Still on a Shakespeare note: the British Library currently has a "Shakespere in Ten Acts" exhibition which I visited with londonkds
. Truly full of treasures, starting not just with the expected First Folio but copies of the Robert Greene book containing the "Johannes Factotum" crack about Shakespeare, and the 1602 collection of anecdotes - in hand writing, not in print, which was fascinating to me, since I've rarely seen handwritten bound books in the post Gutenberg era - that contains the "William the Conqueror arrived before Richard III" story about Shakespeare, Burbage and the female fan. There is a rough chronology of the exhibition, but also various of the plays as a central focus in different eras. In the mid 19th century, we get Othello
and Ira Aldridge's entire career getting a wall to himself, which I can't help but suspect and hope was influenced by interest in Ira Aldridge being revived through the Adrian Lester starring play I watched the last time I was here. Seeing the posters both British and European was fascinating - and telling, what with the American born Ira billed as "a native of Senegal" in the early English ones. And speaking of black actors playing Othello, I had of course known that Paul Robeson had done so, but not that Laurence Olivier refused to join a Robeson supporting campaign in order to get him to play the role in Britain because, as Olivier openly declared, he wanted to have a go at Othello himself.

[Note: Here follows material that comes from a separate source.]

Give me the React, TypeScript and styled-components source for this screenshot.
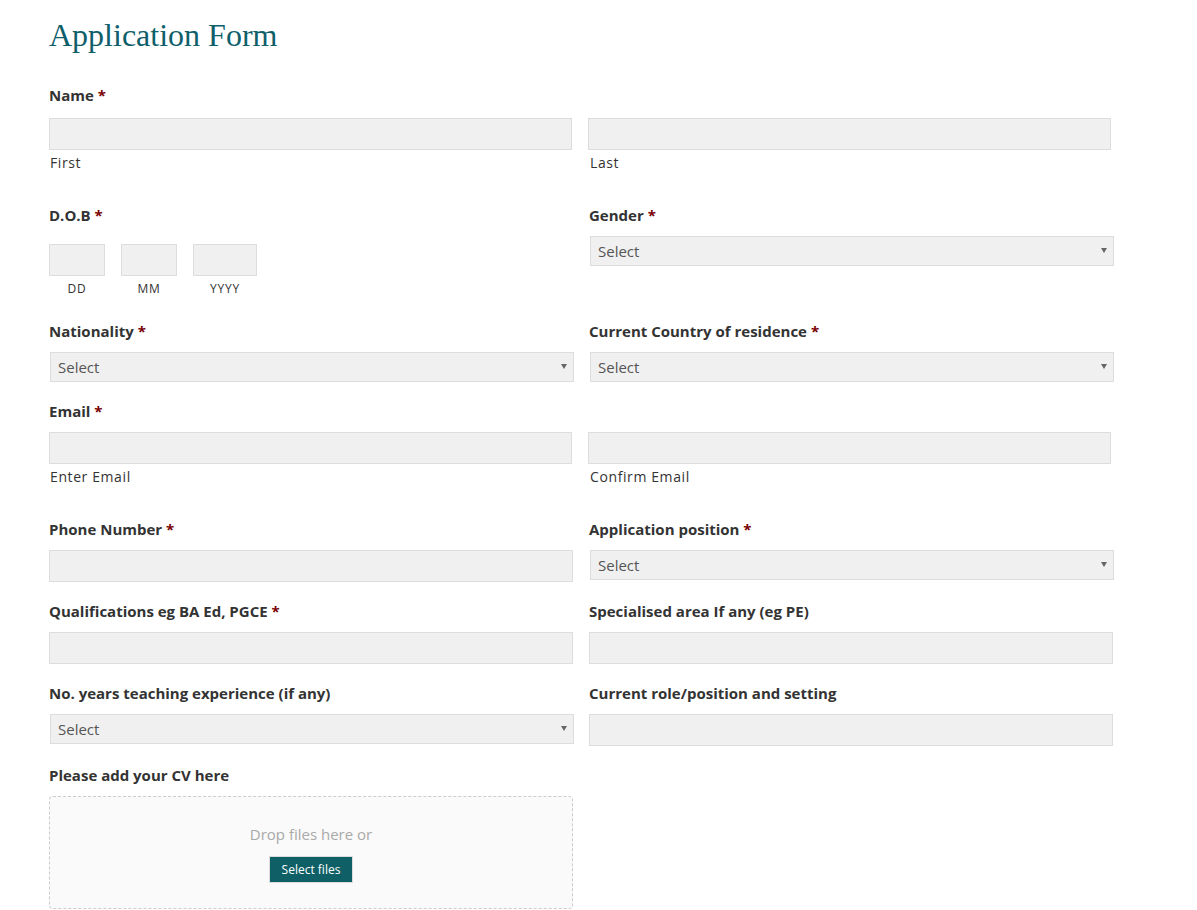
import React from 'react'
import styled, { createGlobalStyle } from 'styled-components'

const GlobalStyle = createGlobalStyle`
  body {
    margin: 0;
    background: #fff;
    font-family: 'Open Sans', sans-serif;
    color: #333;
  }
`

const Page = styled.div`
  padding: 16px 0 0 49px;
  width: 1070px;
`
const Title = styled.h1`
  margin: 0 0 31px;
  font-family: 'Liberation Serif', serif;
  font-weight: 400;
  font-size: 32px;
  line-height: 38px;
  color: #0f5f6b;
`
const Row = styled.div<{ $gap: number }>`
  display: grid;
  grid-template-columns: 523px 523px;
  column-gap: 17px;
  align-items: start;
  margin-bottom: ${({ $gap }) => $gap}px;
`
const Field = styled.div`
  display: flex;
  flex-direction: column;
`
const Label = styled.div<{ $mb?: number }>`
  font-weight: 700;
  font-size: 15px;
  line-height: 20px;
  margin-bottom: ${({ $mb }) => $mb ?? 11}px;
  color: #333;
`
const Req = styled.span`
  color: #790000;
`
const TextInput = styled.input<{ $shift?: number; $w?: number }>`
  box-sizing: border-box;
  width: ${({ $w }) => $w ?? 523}px;
  height: 32px;
  margin: 0 0 0 ${({ $shift }) => $shift ?? 0}px;
  padding: 0 8px;
  background: #f0f0f0;
  border: 1px solid #dddddd;
  border-radius: 0;
  outline: none;
  font: 15px 'Open Sans', sans-serif;
`
const Sub = styled.div`
  margin: 4px 0 0 1px;
  font-size: 14px;
  line-height: 18px;
  letter-spacing: 0.6px;
  color: #333;
`
const SelectBox = styled.div<{ $shift?: number }>`
  position: relative;
  box-sizing: border-box;
  width: 524px;
  height: 30px;
  margin-left: ${({ $shift }) => $shift ?? 1}px;
  padding: 0 7px;
  display: flex;
  align-items: center;
  background: #f0f0f0;
  border: 1px solid #dddddd;
  font-size: 15px;
  color: #555;

  &::after {
    content: '';
    position: absolute;
    right: 6px;
    top: 11px;
    border-left: 3px solid transparent;
    border-right: 3px solid transparent;
    border-top: 5px solid #666;
  }
`
const DateGroup = styled.div`
  display: flex;
  gap: 16px;
  margin-top: 8px;
`
const DatePart = styled.div`
  display: flex;
  flex-direction: column;
  align-items: center;
`
const DateInput = styled.input<{ $w: number }>`
  box-sizing: border-box;
  width: ${({ $w }) => $w}px;
  height: 32px;
  margin: 0;
  background: #f0f0f0;
  border: 1px solid #dddddd;
  border-radius: 0;
  outline: none;
`
const DateSub = styled.div`
  margin-top: 5px;
  font-size: 12px;
  line-height: 16px;
  letter-spacing: 0.8px;
  color: #333;
`
const DropZone = styled.div`
  box-sizing: border-box;
  width: 524px;
  height: 113px;
  padding-top: 27px;
  display: flex;
  flex-direction: column;
  align-items: center;
  background: #fafafa;
  border: 1px dashed #cccccc;
  border-radius: 4px;
`
const DropText = styled.div`
  font-size: 15px;
  line-height: 20px;
  color: #a9a9a9;
  margin-bottom: 12px;
`
const FilesButton = styled.button`
  box-sizing: border-box;
  width: 84px;
  height: 27px;
  padding: 0;
  background: #0e5f66;
  border: 1px solid #dcdcdc;
  color: #fff;
  font: 12px 'Open Sans', sans-serif;
  cursor: pointer;
`

const Star = () => <Req>*</Req>

const App = () => {
  return (
    <Page>
      <GlobalStyle />
      <Title>Application Form</Title>

      <Label $mb={13}>
        Name <Star />
      </Label>
      <Row $gap={33}>
        <Field>
          <TextInput />
          <Sub>First</Sub>
        </Field>
        <Field>
          <TextInput $shift={-1} />
          <Sub>Last</Sub>
        </Field>
      </Row>

      <Row $gap={24}>
        <Field>
          <Label>
            D.O.B <Star />
          </Label>
          <DateGroup>
            <DatePart>
              <DateInput $w={56} />
              <DateSub>DD</DateSub>
            </DatePart>
            <DatePart>
              <DateInput $w={56} />
              <DateSub>MM</DateSub>
            </DatePart>
            <DatePart>
              <DateInput $w={64} />
              <DateSub>YYYY</DateSub>
            </DatePart>
          </DateGroup>
        </Field>
        <Field>
          <Label>
            Gender <Star />
          </Label>
          <SelectBox $shift={1}>Select</SelectBox>
        </Field>
      </Row>

      <Row $gap={19}>
        <Field>
          <Label>
            Nationality <Star />
          </Label>
          <SelectBox>Select</SelectBox>
        </Field>
        <Field>
          <Label>
            Current Country of residence <Star />
          </Label>
          <SelectBox $shift={1}>Select</SelectBox>
        </Field>
      </Row>

      <Label>
        Email <Star />
      </Label>
      <Row $gap={33}>
        <Field>
          <TextInput />
          <Sub>Enter Email</Sub>
        </Field>
        <Field>
          <TextInput $shift={-1} />
          <Sub>Confirm Email</Sub>
        </Field>
      </Row>

      <Row $gap={19}>
        <Field>
          <Label>
            Phone Number <Star />
          </Label>
          <TextInput $w={524} />
        </Field>
        <Field>
          <Label>
            Application position <Star />
          </Label>
          <SelectBox $shift={1}>Select</SelectBox>
        </Field>
      </Row>

      <Row $gap={19}>
        <Field>
          <Label>
            Qualifications eg BA Ed, PGCE <Star />
          </Label>
          <TextInput $w={524} />
        </Field>
        <Field>
          <Label>Specialised area If any (eg PE)</Label>
          <TextInput $w={524} />
        </Field>
      </Row>

      <Row $gap={19}>
        <Field>
          <Label>No. years teaching experience (if any)</Label>
          <SelectBox>Select</SelectBox>
        </Field>
        <Field>
          <Label>Current role/position and setting</Label>
          <TextInput $w={524} />
        </Field>
      </Row>

      <Label>Please add your CV here</Label>
      <DropZone>
        <DropText>Drop files here or</DropText>
        <FilesButton>Select files</FilesButton>
      </DropZone>
    </Page>
  )
}

export default App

There are costumes and stage props of more recent productions, as the 1960s Peter Brook directed Midsummer Night's Dream
, and interviews with surviving actors; I was amused to find a recording of the puppet play version of the early German version of Hamlet
(hails from ye late 17th and early 19th century days when the Bard was more popular in our part of the world than at home, before Garrick helped him to a comeback). All in all, truly a satisfying anniversary exhibition to visit.